▸ **PROVIDED MATERIAL**:
++++++++++++++++++++

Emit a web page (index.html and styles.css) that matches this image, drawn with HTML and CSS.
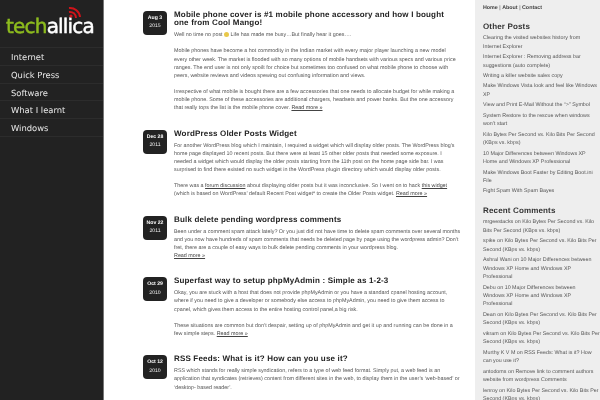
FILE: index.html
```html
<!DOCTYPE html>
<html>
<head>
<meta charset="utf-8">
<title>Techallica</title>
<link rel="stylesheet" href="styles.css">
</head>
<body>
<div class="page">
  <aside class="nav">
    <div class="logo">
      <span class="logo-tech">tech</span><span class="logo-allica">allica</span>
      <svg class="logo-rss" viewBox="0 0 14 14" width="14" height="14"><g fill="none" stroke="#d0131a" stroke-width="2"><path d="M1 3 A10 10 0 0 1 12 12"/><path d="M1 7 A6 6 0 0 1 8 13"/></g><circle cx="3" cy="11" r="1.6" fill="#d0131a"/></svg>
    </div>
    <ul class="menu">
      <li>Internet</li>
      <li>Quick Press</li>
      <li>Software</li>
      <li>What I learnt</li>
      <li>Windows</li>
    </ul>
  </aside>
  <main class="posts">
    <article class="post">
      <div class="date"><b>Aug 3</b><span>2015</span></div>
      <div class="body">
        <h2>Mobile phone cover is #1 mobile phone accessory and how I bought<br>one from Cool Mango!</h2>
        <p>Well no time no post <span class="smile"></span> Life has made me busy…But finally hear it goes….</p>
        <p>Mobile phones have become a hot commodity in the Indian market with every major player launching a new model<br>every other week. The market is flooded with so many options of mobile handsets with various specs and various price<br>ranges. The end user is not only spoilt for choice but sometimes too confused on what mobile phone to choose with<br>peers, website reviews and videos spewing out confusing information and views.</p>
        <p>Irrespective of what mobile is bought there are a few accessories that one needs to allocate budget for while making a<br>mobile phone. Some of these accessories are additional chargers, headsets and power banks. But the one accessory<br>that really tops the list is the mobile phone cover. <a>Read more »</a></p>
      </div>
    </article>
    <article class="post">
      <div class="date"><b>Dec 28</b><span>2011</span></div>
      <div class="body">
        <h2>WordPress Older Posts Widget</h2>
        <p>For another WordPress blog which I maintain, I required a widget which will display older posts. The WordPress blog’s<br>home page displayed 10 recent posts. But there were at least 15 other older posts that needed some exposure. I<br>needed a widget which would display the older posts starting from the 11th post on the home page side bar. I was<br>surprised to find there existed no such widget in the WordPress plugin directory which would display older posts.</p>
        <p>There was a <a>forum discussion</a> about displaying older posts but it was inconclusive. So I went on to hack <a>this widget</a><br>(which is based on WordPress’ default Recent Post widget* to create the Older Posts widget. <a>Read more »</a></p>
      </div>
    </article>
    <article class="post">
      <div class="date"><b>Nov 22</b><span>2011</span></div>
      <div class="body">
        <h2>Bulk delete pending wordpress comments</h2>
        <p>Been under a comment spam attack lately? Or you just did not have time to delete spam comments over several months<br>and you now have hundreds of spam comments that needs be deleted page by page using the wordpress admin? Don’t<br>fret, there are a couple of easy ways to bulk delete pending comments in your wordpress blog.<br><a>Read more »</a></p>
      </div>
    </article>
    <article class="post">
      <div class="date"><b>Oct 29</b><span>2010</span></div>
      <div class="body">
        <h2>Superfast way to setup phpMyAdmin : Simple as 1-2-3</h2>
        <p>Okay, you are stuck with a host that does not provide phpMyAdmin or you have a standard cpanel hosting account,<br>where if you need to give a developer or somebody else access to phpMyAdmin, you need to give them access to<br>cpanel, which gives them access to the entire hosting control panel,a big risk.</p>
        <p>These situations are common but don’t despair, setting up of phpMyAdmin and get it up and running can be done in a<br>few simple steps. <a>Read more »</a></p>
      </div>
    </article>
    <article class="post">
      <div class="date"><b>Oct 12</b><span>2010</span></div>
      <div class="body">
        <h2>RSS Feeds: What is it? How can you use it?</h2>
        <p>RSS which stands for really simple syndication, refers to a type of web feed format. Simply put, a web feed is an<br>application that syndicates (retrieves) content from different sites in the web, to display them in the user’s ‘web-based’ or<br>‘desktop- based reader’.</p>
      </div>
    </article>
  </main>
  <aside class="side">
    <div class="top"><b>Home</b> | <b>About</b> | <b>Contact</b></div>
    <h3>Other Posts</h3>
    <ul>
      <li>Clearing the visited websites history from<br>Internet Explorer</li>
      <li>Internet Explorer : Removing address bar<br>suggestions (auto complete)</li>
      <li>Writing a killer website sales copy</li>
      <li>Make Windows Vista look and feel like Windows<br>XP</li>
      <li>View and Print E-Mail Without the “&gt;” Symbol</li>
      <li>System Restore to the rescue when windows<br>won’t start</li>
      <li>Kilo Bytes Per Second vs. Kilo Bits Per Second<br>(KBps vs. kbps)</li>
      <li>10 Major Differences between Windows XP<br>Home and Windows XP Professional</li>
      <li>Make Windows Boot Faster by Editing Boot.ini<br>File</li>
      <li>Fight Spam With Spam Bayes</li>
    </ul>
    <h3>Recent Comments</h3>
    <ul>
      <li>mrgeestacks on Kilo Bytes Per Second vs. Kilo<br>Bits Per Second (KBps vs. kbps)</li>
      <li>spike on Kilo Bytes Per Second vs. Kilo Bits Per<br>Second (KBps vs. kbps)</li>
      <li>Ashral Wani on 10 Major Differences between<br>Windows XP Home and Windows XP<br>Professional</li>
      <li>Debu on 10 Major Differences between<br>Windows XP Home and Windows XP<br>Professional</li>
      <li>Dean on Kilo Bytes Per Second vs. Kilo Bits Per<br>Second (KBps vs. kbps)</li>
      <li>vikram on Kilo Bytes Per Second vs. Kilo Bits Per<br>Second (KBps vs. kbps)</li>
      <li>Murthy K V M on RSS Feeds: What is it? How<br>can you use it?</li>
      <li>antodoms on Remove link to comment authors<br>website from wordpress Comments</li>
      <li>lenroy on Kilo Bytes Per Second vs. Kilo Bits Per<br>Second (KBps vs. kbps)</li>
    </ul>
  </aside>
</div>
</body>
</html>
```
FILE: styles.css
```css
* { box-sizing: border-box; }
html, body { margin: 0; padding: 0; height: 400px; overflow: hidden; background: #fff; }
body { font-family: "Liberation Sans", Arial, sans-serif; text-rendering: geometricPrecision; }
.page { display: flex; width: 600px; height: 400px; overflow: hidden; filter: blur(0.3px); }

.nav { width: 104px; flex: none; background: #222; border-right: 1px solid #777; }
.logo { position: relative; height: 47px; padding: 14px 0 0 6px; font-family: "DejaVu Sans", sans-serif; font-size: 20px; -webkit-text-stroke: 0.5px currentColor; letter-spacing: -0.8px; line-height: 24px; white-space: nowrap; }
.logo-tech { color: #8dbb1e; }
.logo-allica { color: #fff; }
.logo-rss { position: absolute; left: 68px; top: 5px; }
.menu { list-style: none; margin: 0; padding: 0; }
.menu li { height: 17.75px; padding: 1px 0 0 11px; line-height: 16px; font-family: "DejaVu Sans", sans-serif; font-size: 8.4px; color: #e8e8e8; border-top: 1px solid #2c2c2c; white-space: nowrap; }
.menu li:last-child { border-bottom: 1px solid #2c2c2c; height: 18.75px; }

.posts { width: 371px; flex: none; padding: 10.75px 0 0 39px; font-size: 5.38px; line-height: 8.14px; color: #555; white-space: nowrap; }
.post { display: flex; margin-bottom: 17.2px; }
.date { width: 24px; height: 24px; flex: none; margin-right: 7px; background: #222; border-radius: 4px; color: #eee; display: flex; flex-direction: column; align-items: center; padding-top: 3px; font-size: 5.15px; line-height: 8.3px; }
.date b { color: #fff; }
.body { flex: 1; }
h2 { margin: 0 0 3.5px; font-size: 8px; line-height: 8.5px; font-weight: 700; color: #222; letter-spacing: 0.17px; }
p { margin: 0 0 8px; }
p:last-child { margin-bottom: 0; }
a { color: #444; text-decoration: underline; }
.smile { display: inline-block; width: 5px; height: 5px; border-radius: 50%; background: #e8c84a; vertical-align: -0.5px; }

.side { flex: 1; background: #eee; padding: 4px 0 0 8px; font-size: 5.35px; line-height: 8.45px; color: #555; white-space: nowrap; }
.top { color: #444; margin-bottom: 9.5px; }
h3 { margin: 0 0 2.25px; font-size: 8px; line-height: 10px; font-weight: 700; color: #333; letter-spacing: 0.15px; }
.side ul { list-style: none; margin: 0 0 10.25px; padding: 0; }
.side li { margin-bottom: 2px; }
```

++++++++++++++++++++

▸ **WHAT YOU NEED TO DO**: Copy out all lines where the word "styles" appears.

▸ **WRITTEN REPLY**:
Emit a web page (index.html and styles.css) that matches this image, drawn with HTML and CSS.
<link rel="stylesheet" href="styles.css">
FILE: styles.css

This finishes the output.